Those who believe David Bates must be holding on to at least a wisp of wistfulness over walking away from Rangers in the summer, just as Steven Gerrard walked in, clearly don’t know the 22-year-old Fifer.
Bates agreed a pre-contract agreement with Hamburg in April – only 17 days before the former England and Liverpool captain pitched up at Ibrox. The notion that he might have any second thoughts about missing out on the reinvigoration affected by Gerrard down Govan way just doesn’t figure as the centre-back embraces with aplomb his new life in Germany at the 2. Bundesliga leaders.
“No, not really,” he said when asked if he had any regrets at missing out on this season’s Rangers renaissance. “I think everyone respected that I wanted to go down a different route.
“I never had many comments saying things like, ‘Oh why are you doing that?’ Maybe some people did but I never really read or heard them.
“All the ones I saw were about how brave I was and how good it was that I was going out there and trying something different. For me, it’s the best decision I’ve made.
“Rangers were always going to get a good manager in and eventually get back to playing and doing well in Europe. I have watched most of their European games this year and they have done well.
“I am a Rangers fan and I think it’s great what they are doing. I’m always sitting there supporting them.
“I still speak to a couple of the boys and when I was with the Scotland under-21s I caught up with Ross McCrorie and roomed with Glenn Middleton the last time. So I am delighted for Rangers. “Obviously, I am at Hamburg now and have my own career and need to focus on being in Germany and playing my football.”
Bates does give headroom to how far he has come over the past three years. As recently as early 2015, struggles to earn regular game time with Raith Rovers led to the 18-year-old going on loan to League Two side East Stirlingshire.
He gave no thought then that he could experience such an exponential career trajectory, a path that brought a loan move to Rangers 18 months later, before he signed on permanently at Ibrox in January 2017, and now sees him on the verge of a first full Scotland cap in the country’s crucial Nations League encounter in Albania on Saturday. He only made his debut for the under-21s in September.
“I have always just got on with what was in hand,” he said. “I never really thought about the future [when on loan at East Stirling] – that big jump.
“But I would never have thought when I was younger that I would be in Germany playing football. It’s been brilliant.”
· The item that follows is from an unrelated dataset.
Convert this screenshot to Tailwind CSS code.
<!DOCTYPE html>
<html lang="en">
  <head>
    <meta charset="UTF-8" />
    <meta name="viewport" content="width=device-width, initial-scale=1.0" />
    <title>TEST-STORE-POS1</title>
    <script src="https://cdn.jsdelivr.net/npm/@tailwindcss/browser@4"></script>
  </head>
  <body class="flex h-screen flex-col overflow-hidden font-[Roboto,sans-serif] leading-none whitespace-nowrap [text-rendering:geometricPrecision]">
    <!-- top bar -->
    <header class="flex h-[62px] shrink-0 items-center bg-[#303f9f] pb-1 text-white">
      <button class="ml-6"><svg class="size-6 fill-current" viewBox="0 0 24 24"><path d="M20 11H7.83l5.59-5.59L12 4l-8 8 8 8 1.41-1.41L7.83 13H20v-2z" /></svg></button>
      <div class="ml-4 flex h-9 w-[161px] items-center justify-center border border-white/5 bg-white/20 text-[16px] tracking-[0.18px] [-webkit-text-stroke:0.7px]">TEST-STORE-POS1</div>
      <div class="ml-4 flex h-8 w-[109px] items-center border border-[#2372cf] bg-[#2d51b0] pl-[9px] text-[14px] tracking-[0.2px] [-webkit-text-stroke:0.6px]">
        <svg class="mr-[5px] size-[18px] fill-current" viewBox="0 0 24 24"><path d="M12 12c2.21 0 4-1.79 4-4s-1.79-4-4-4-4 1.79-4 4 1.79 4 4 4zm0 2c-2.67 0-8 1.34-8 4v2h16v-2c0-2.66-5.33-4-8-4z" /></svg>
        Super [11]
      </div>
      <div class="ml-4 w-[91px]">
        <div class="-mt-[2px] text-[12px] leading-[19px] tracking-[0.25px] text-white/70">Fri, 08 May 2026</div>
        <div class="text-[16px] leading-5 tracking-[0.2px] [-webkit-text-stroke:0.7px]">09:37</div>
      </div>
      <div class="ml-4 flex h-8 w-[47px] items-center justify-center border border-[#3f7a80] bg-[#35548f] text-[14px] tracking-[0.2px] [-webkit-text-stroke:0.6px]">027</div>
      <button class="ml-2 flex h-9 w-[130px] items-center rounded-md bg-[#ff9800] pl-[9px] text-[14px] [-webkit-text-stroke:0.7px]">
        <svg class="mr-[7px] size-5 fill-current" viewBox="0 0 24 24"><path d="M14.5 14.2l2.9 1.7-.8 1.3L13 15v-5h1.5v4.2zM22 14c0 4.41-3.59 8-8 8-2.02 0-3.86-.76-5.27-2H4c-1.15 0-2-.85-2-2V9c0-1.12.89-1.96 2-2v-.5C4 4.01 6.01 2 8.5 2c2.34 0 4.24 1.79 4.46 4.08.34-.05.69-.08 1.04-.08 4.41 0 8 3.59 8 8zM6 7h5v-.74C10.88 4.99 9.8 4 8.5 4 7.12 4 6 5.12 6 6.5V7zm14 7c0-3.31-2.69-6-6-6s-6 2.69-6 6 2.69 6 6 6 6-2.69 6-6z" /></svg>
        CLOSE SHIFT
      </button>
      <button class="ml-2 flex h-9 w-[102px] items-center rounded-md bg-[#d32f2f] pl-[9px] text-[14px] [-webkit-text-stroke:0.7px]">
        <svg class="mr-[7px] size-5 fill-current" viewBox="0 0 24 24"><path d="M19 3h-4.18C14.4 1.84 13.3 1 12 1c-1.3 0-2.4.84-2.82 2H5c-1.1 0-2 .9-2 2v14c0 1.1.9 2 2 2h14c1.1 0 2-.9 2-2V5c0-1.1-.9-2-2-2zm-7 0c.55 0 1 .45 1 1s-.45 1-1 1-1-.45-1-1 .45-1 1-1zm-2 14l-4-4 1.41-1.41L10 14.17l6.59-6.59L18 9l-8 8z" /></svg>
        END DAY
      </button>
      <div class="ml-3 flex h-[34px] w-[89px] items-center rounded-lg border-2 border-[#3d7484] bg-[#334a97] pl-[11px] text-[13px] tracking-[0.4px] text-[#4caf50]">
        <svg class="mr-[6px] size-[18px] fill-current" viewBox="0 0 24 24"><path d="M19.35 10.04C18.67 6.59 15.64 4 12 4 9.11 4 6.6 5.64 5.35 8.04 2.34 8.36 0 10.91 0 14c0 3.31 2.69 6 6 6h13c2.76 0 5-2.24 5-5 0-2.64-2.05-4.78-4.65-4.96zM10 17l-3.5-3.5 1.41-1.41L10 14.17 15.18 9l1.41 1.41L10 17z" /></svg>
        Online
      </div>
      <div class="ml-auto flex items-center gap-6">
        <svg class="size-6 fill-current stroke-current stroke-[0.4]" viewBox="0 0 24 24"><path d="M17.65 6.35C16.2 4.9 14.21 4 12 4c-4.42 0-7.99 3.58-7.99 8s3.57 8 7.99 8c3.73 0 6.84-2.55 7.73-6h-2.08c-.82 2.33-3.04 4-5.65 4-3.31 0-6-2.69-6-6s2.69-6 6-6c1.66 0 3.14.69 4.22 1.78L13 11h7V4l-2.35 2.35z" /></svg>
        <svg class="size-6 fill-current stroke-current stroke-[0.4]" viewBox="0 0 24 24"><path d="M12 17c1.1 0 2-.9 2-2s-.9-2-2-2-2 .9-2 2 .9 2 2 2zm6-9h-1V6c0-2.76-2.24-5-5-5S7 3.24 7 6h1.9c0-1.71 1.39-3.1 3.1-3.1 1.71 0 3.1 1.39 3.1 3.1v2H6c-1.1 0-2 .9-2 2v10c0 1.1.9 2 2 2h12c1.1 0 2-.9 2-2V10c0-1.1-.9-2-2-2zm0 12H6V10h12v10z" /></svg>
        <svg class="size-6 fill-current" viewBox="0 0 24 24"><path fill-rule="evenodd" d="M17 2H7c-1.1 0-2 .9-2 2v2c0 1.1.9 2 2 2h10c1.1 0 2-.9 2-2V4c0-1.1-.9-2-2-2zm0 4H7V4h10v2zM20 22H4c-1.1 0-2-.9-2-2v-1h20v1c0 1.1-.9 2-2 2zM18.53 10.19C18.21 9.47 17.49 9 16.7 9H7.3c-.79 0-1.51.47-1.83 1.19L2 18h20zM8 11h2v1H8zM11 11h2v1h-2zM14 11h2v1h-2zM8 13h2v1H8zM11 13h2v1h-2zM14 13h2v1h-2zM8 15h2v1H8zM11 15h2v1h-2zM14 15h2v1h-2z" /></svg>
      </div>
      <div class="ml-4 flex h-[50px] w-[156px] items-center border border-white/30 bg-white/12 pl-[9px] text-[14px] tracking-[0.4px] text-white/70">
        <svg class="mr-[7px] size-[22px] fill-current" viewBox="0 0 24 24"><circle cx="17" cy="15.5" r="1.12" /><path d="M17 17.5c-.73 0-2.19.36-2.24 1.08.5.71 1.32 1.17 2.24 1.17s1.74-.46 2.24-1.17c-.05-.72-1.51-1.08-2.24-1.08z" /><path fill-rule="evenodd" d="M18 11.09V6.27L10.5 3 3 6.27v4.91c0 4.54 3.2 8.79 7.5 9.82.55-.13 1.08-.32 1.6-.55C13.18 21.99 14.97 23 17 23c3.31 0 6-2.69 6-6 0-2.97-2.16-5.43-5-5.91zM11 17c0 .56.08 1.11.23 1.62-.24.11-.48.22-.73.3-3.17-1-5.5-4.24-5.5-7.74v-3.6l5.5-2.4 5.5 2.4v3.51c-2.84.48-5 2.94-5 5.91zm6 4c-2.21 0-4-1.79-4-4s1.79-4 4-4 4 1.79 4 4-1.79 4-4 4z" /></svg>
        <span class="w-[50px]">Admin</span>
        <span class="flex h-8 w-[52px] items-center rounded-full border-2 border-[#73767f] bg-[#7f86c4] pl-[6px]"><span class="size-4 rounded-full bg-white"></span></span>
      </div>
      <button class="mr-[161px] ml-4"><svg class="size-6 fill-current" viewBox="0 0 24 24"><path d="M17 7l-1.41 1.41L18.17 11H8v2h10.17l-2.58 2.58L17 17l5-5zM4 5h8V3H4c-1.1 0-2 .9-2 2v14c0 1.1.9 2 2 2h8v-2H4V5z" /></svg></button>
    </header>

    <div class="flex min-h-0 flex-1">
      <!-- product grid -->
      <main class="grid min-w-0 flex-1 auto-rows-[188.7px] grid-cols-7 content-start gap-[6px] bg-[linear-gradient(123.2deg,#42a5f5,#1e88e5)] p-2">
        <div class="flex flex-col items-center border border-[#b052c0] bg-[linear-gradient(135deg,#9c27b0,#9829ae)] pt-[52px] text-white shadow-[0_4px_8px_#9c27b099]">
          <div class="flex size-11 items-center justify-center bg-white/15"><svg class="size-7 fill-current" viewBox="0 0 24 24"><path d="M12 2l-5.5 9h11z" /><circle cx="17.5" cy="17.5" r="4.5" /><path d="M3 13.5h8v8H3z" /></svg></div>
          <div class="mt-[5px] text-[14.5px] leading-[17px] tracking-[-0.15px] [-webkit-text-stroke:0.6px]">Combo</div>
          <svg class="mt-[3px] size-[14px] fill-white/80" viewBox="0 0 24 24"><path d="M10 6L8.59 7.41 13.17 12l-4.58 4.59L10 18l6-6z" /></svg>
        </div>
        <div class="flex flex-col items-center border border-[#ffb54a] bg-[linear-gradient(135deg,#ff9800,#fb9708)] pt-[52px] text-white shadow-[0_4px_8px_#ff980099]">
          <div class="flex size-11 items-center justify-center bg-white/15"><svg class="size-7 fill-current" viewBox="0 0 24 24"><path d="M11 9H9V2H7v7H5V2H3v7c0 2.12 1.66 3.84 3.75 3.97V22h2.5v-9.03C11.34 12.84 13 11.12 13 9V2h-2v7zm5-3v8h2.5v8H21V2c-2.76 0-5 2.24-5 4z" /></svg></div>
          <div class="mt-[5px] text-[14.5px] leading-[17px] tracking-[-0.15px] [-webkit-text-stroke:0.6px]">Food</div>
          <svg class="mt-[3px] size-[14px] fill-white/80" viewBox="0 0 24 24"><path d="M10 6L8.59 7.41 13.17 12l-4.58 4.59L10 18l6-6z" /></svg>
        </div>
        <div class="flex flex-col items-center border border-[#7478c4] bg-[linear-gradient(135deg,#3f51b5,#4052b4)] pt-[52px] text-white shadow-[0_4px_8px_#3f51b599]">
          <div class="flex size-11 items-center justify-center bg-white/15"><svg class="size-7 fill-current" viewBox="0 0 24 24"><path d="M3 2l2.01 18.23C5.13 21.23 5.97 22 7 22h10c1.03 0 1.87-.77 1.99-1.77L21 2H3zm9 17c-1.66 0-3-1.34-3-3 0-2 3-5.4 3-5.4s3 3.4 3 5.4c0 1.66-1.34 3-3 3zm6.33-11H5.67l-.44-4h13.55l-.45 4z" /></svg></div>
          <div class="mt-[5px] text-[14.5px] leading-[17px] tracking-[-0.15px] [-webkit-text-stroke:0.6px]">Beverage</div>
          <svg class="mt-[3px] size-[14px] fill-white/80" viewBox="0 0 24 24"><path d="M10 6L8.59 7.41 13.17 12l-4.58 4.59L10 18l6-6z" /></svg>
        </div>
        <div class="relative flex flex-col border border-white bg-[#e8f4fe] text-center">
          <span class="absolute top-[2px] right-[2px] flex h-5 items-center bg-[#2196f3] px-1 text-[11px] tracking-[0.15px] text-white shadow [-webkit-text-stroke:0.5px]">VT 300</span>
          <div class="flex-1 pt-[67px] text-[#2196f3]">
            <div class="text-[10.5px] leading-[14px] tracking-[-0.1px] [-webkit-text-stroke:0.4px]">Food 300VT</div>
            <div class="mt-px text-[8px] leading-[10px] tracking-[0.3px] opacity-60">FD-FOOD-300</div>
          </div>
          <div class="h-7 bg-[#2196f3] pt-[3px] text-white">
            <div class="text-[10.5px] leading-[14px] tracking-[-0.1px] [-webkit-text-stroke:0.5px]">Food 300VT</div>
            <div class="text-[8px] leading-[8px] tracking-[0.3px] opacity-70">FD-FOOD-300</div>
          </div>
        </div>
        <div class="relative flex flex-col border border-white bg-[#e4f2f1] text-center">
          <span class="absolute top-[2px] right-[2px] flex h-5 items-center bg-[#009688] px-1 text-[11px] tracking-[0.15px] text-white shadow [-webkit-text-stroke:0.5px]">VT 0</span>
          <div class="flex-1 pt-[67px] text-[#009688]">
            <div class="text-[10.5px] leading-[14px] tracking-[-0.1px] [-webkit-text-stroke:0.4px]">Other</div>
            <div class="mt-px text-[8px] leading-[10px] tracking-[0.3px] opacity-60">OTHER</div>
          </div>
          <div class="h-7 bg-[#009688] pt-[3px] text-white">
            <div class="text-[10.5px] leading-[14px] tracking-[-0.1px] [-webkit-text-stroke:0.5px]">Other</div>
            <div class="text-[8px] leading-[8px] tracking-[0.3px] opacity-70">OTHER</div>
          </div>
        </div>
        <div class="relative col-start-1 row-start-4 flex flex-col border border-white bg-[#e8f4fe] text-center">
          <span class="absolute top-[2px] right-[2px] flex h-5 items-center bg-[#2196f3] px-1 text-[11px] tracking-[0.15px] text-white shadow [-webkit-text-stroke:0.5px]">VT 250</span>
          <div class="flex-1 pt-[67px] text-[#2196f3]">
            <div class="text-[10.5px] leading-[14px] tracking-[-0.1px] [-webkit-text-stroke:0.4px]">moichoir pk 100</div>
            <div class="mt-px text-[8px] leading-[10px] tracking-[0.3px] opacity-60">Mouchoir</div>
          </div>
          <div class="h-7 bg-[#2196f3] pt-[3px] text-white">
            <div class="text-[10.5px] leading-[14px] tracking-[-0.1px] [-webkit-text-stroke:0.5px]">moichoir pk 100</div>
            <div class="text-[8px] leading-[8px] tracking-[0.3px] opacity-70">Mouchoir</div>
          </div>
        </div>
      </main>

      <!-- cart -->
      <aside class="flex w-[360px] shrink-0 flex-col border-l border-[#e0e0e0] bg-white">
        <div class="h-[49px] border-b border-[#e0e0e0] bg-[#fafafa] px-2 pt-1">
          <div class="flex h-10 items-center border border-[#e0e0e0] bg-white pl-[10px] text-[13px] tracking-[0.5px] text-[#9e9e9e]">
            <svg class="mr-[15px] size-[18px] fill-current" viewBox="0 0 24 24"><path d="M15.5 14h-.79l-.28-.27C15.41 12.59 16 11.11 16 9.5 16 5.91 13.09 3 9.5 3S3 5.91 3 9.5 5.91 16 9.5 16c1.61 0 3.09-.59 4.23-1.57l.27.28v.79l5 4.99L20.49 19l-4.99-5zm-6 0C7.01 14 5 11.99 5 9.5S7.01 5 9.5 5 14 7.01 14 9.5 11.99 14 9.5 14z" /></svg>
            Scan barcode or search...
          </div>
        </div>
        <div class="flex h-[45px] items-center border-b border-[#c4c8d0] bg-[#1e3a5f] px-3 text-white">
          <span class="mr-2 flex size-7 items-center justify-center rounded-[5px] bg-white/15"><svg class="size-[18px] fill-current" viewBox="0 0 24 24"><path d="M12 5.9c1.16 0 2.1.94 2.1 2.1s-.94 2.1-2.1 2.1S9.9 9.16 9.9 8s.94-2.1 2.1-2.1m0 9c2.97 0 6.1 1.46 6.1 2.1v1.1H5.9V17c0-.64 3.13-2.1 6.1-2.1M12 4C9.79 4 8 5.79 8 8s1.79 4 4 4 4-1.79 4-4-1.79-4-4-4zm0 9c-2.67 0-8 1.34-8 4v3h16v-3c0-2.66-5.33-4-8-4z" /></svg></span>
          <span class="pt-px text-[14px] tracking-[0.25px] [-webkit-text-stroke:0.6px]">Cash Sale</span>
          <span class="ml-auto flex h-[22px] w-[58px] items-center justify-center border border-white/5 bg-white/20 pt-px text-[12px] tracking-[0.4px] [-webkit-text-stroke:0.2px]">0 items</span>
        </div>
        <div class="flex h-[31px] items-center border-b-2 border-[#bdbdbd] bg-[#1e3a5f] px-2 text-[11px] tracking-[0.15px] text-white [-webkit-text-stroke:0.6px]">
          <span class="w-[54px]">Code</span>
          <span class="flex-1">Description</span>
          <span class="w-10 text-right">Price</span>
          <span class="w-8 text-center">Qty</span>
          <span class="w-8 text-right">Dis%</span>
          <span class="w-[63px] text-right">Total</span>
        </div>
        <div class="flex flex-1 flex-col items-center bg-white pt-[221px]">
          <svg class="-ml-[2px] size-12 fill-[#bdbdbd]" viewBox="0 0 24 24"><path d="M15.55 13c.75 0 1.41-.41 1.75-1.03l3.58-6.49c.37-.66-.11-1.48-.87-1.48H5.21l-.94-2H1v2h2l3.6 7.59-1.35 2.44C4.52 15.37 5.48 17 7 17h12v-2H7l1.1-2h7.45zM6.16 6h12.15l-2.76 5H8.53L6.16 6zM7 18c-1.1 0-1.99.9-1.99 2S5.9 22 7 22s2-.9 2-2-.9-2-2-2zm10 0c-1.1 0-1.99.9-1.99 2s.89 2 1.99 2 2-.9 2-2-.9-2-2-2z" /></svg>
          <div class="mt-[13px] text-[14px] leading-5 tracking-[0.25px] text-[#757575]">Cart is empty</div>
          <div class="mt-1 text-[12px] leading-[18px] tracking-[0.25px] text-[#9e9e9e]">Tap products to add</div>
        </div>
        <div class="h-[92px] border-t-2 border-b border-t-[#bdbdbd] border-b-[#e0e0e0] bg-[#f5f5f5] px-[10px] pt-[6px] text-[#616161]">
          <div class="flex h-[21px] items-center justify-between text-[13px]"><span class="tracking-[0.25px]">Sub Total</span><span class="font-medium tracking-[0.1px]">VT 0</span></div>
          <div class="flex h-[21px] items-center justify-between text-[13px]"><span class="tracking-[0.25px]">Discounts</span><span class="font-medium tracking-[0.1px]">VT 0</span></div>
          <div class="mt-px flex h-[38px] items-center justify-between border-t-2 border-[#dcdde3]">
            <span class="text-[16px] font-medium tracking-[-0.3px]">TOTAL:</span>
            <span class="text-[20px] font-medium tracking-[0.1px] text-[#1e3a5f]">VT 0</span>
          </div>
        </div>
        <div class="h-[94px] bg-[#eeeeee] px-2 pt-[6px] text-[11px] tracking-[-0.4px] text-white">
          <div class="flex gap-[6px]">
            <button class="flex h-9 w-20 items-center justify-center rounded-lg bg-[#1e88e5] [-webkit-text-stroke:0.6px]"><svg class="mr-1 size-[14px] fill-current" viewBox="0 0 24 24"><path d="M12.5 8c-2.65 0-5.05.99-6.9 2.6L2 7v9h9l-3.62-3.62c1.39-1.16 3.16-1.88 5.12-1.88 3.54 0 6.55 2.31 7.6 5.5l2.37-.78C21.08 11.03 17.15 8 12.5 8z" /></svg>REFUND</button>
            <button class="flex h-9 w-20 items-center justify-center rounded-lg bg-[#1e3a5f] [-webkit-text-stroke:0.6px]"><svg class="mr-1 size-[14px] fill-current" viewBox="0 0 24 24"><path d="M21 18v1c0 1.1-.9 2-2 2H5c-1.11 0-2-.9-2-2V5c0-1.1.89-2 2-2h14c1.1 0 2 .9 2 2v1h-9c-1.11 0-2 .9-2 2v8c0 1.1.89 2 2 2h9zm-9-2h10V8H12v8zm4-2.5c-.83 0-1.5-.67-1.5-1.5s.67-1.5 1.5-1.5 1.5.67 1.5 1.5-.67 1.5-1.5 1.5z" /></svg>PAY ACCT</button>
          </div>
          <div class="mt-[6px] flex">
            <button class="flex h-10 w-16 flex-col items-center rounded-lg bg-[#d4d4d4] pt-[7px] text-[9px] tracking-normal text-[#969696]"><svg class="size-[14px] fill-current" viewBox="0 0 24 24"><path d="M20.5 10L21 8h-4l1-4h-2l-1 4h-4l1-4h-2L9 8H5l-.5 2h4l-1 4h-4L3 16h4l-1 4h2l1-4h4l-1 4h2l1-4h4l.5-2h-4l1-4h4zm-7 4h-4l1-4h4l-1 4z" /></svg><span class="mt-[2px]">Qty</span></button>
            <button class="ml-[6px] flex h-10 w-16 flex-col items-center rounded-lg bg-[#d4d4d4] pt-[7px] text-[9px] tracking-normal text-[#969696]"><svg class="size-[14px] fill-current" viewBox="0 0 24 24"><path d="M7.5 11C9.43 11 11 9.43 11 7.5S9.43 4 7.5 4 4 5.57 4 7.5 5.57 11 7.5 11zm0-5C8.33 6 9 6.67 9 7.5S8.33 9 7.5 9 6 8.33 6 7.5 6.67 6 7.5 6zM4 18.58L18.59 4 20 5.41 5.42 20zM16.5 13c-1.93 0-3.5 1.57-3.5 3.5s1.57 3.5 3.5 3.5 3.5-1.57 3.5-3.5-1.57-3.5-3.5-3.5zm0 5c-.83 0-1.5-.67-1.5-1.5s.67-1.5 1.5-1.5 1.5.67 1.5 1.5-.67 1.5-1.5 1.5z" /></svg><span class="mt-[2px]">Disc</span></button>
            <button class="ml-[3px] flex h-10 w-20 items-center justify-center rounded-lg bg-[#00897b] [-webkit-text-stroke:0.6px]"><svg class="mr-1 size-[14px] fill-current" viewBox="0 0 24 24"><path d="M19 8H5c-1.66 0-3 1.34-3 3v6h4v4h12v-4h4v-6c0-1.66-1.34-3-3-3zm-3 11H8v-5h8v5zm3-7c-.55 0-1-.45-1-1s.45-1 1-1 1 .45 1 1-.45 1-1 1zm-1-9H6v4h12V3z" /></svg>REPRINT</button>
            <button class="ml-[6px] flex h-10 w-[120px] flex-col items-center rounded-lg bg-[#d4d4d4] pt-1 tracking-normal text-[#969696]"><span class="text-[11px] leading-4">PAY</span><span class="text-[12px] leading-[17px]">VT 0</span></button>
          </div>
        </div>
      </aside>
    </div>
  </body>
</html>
The defender could indeed be one of two players in Alex McLeish’s side at the weekend that was padding around the country’s lowest senior football tier not so very long ago.
Of course, Scotland captain and Liverpool full-back Andrew Robertson did just that for Queen’s Park in 2012-13.
“I think that just shows that, if you work hard, put the effort in and keep plugging away that sometimes it can work out,” Bates said.
“You will get that move or you will play at bigger clubs.”
If there is one aspect of playing for one of Glasgow’s big clubs that Bates was sorry to leave behind, unusually, it was the so-called goldfish bowl existence that comes along with such a football posting.
Yet he considers that Hamburg offers the same sort of pressure-cooker intensity.
“I liked the Old Firm goldfish bowl thing because I got to play at the top level,” Bates said. “Hamburg is the same. It is similar to Glasgow, with the media and the fans. You also need to win every game.
Obviously our manager [Christian Titz] got sacked after eight games and we were sitting third in the league, so that just shows you how much they want to win.
They want to win the league and obviously we are sitting top now by three points. I think the size of the club means we should be up in the Bundesliga, also the quality of player, fanbase and everything about it.”
Bates doesn’t want to be the Scotsman abroad in any sense. As a result, he isn’t just immersing himself in the technical facets of a more methodical style of football.
He is learning off the pitch too – in language classes with his girlfriend. This tuition appears to represent what passed for a social life.
“The fact she has come over with me has probably helped,” he said. “I don’t do much off the field – I try not to do too much.
The family side of things is different; you can FaceTime them and most home games you have one member of family out there.
“At the club, you have Lewis Holtby who speaks very good English and probably understands my accent more. I try to speak German and I do three lessons a week with my girlfriend, so she can hopefully get a job.”
Bates believes his credentials for the job he has been handed now speak for themselves.